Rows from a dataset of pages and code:
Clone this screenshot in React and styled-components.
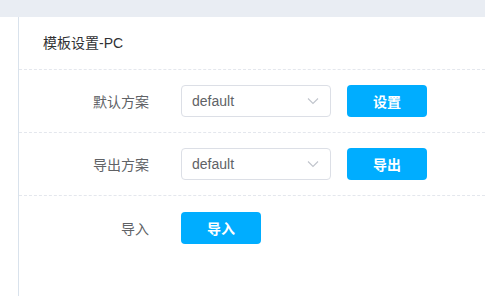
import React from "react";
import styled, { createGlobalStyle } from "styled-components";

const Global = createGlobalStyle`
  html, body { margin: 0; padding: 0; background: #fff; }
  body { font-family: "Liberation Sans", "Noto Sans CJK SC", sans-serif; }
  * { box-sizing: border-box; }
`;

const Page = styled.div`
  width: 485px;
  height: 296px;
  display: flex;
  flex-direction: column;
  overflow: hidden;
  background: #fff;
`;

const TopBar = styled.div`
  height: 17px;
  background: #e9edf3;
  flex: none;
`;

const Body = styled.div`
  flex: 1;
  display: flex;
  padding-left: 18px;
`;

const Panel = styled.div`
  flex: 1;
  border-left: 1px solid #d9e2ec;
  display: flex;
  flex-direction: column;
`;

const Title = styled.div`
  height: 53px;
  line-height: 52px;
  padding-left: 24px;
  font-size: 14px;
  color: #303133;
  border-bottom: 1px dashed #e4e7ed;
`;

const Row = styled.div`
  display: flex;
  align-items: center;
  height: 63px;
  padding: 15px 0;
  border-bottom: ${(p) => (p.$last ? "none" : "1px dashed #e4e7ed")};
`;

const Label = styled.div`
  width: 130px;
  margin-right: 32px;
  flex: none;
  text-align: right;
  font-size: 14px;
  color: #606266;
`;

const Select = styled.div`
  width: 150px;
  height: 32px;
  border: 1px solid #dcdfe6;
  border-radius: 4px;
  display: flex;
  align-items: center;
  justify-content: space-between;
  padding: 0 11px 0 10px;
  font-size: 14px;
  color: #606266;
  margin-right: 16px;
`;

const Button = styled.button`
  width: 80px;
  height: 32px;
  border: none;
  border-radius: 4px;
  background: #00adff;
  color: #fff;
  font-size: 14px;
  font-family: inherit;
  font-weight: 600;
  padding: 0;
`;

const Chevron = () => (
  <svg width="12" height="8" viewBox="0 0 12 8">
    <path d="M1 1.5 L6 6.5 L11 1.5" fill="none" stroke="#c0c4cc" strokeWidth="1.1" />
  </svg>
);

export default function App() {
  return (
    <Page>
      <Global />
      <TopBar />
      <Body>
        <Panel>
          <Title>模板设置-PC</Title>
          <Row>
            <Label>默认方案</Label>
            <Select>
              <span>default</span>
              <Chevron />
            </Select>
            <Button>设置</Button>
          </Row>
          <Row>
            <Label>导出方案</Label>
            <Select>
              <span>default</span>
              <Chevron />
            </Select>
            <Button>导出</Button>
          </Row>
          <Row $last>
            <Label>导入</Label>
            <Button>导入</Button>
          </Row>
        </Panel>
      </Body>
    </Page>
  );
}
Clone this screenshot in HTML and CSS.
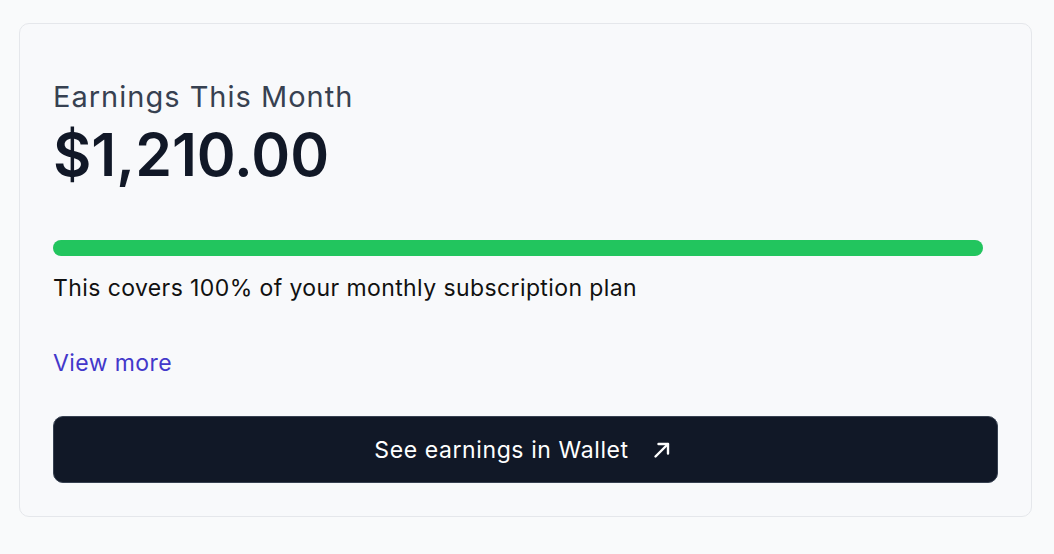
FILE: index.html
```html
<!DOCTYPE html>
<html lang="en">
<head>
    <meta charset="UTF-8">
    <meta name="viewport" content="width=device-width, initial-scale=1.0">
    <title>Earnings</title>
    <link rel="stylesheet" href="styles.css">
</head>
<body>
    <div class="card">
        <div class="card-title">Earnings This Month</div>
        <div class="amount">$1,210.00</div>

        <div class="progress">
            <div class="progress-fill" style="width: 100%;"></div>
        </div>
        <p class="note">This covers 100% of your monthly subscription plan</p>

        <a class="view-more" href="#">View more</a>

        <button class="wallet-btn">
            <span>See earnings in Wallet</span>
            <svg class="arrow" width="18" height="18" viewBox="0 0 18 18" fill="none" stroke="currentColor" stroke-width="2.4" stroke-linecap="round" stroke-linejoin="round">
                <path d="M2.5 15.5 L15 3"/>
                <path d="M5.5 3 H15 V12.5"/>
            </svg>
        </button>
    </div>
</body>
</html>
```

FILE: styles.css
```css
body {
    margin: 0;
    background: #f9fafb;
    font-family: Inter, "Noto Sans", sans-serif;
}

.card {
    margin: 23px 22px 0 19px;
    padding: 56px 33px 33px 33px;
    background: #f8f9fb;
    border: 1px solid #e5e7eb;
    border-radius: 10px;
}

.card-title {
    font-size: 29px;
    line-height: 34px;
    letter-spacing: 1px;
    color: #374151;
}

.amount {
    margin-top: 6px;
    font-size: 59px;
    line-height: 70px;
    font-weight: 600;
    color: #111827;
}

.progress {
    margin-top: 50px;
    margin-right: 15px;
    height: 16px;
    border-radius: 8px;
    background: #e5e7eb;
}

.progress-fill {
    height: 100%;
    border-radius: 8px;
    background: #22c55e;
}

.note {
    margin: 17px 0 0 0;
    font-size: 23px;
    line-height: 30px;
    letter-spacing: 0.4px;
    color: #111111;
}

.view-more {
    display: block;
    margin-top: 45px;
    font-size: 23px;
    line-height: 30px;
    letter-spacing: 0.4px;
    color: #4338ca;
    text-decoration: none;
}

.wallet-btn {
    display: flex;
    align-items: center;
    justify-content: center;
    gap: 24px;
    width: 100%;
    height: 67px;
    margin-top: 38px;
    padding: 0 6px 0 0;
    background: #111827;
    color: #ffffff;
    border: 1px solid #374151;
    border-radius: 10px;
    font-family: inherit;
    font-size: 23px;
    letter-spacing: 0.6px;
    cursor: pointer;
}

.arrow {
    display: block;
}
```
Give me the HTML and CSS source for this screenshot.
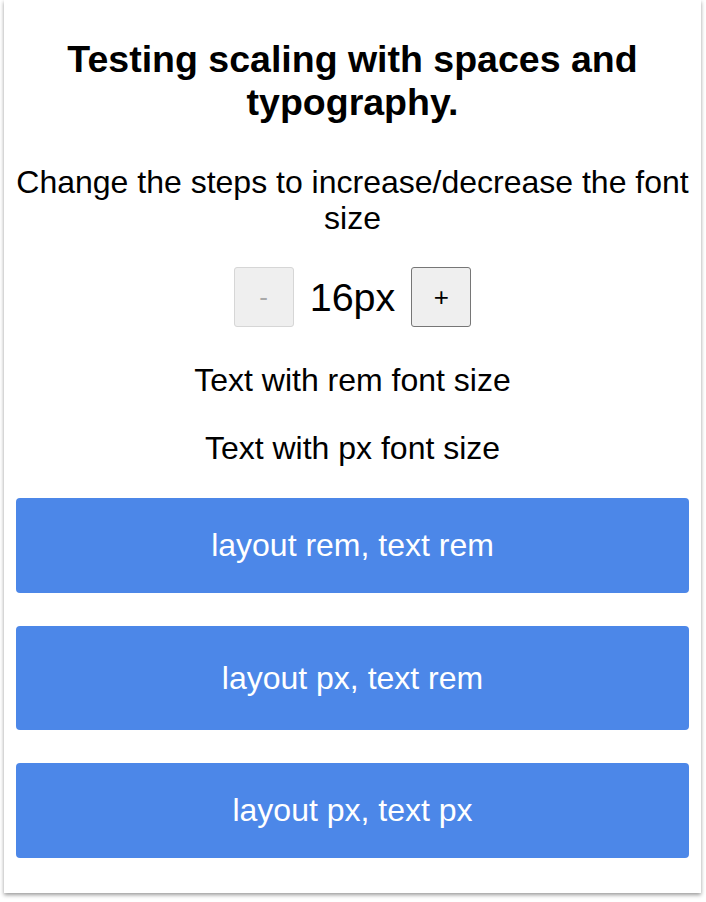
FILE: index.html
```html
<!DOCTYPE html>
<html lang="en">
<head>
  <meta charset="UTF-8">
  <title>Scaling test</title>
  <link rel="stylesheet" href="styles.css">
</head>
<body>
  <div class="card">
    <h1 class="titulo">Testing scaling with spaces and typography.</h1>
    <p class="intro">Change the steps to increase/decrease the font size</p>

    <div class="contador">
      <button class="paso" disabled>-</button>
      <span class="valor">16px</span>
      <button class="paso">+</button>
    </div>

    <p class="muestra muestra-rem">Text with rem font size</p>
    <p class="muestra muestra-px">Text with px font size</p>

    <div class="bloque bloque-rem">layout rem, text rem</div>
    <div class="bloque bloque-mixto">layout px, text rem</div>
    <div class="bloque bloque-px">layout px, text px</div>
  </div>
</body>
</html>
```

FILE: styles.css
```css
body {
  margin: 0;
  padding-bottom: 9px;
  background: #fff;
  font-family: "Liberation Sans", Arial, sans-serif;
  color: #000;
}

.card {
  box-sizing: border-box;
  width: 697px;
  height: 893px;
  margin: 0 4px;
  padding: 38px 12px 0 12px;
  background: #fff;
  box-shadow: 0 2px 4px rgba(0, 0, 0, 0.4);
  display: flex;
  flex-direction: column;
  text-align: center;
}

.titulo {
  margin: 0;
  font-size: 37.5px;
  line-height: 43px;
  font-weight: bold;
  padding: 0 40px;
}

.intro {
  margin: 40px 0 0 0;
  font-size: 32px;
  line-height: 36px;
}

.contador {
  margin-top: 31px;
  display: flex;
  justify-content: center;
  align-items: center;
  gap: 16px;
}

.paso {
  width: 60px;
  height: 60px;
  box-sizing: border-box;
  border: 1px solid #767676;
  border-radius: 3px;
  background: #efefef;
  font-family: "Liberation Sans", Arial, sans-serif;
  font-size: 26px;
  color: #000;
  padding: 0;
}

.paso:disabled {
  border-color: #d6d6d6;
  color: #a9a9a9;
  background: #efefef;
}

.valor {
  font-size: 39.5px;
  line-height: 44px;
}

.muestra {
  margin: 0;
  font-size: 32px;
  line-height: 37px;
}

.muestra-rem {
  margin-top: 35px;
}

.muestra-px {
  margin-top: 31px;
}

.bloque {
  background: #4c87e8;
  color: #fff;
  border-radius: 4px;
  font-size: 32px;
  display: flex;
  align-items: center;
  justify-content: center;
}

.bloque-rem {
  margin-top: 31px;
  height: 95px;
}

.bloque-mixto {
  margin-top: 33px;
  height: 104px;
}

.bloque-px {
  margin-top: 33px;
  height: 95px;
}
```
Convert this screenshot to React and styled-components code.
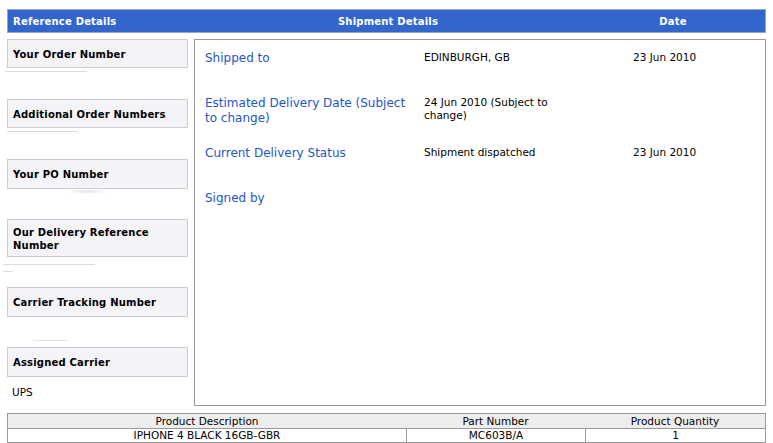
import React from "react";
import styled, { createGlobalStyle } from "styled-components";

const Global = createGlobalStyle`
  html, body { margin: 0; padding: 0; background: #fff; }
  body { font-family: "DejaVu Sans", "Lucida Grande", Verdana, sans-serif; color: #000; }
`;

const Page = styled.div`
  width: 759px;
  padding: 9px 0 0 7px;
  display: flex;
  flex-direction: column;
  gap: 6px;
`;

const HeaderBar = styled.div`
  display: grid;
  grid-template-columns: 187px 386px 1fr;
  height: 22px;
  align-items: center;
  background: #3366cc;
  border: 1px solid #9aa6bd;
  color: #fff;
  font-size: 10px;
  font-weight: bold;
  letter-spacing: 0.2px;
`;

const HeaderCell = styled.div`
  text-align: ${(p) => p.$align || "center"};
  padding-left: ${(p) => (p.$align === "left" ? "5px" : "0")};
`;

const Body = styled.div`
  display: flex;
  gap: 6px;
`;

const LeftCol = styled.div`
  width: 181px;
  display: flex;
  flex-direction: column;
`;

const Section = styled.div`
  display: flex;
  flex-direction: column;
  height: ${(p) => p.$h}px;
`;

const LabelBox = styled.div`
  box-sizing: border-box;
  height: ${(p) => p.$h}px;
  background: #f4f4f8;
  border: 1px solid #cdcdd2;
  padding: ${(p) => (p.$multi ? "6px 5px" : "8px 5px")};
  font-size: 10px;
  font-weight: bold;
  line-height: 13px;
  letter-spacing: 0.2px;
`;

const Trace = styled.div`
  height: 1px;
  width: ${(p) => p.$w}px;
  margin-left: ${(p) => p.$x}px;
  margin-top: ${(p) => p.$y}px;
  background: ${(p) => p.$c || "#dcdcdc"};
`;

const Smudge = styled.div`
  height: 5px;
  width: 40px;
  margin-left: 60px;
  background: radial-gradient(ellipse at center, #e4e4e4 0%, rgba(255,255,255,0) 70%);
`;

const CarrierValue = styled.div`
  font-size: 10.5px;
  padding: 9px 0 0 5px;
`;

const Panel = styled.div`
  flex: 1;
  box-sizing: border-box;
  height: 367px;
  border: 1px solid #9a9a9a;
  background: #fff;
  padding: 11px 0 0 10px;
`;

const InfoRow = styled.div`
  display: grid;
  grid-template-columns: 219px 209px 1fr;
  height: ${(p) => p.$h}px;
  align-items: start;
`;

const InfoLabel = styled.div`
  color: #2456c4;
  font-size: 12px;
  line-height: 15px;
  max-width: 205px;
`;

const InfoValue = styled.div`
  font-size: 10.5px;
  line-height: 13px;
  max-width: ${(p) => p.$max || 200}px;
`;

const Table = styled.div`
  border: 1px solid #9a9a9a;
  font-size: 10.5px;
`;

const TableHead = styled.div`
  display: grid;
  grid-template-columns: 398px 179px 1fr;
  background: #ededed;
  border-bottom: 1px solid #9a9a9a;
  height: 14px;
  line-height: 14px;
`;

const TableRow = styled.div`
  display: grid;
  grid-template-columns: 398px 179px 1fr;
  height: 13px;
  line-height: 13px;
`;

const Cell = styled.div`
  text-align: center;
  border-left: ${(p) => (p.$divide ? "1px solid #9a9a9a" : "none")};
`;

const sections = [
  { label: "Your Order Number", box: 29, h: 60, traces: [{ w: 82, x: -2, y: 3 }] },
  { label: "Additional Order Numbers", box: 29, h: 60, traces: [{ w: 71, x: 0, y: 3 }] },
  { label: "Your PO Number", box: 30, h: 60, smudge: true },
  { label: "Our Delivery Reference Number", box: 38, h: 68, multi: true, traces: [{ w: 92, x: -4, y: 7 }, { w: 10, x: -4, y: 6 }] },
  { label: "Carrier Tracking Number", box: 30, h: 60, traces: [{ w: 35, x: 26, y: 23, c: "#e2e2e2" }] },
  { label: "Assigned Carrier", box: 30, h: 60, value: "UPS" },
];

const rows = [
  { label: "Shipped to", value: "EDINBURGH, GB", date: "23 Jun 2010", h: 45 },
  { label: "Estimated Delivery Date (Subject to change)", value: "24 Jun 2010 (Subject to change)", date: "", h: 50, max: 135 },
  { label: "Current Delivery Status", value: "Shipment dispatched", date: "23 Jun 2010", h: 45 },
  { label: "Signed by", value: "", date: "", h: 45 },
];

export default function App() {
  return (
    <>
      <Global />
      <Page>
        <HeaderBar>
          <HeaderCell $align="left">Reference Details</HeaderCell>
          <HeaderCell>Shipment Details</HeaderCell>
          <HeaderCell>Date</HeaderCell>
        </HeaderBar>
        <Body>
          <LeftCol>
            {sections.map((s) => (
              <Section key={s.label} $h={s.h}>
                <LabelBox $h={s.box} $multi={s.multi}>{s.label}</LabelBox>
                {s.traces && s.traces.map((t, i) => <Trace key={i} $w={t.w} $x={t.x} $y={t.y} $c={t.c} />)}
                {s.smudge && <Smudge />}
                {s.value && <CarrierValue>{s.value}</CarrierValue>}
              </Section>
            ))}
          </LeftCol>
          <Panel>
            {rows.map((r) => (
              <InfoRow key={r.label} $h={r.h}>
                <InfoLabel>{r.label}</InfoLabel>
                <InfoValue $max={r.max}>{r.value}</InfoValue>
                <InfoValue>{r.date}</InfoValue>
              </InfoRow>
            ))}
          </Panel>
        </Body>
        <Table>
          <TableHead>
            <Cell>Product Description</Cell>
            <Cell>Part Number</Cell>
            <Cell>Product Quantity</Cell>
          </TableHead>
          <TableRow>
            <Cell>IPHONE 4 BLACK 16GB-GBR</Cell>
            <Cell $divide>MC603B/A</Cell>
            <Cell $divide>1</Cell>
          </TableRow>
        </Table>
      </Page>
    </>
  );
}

§ **TO DO**
In the entries above, find lines with "components" and copy each.

§ **EXERCISE OUTPUT**
Clone this screenshot in React and styled-components.
import styled, { createGlobalStyle } from "styled-components";
Convert this screenshot to React and styled-components code.
import styled, { createGlobalStyle } from "styled-components";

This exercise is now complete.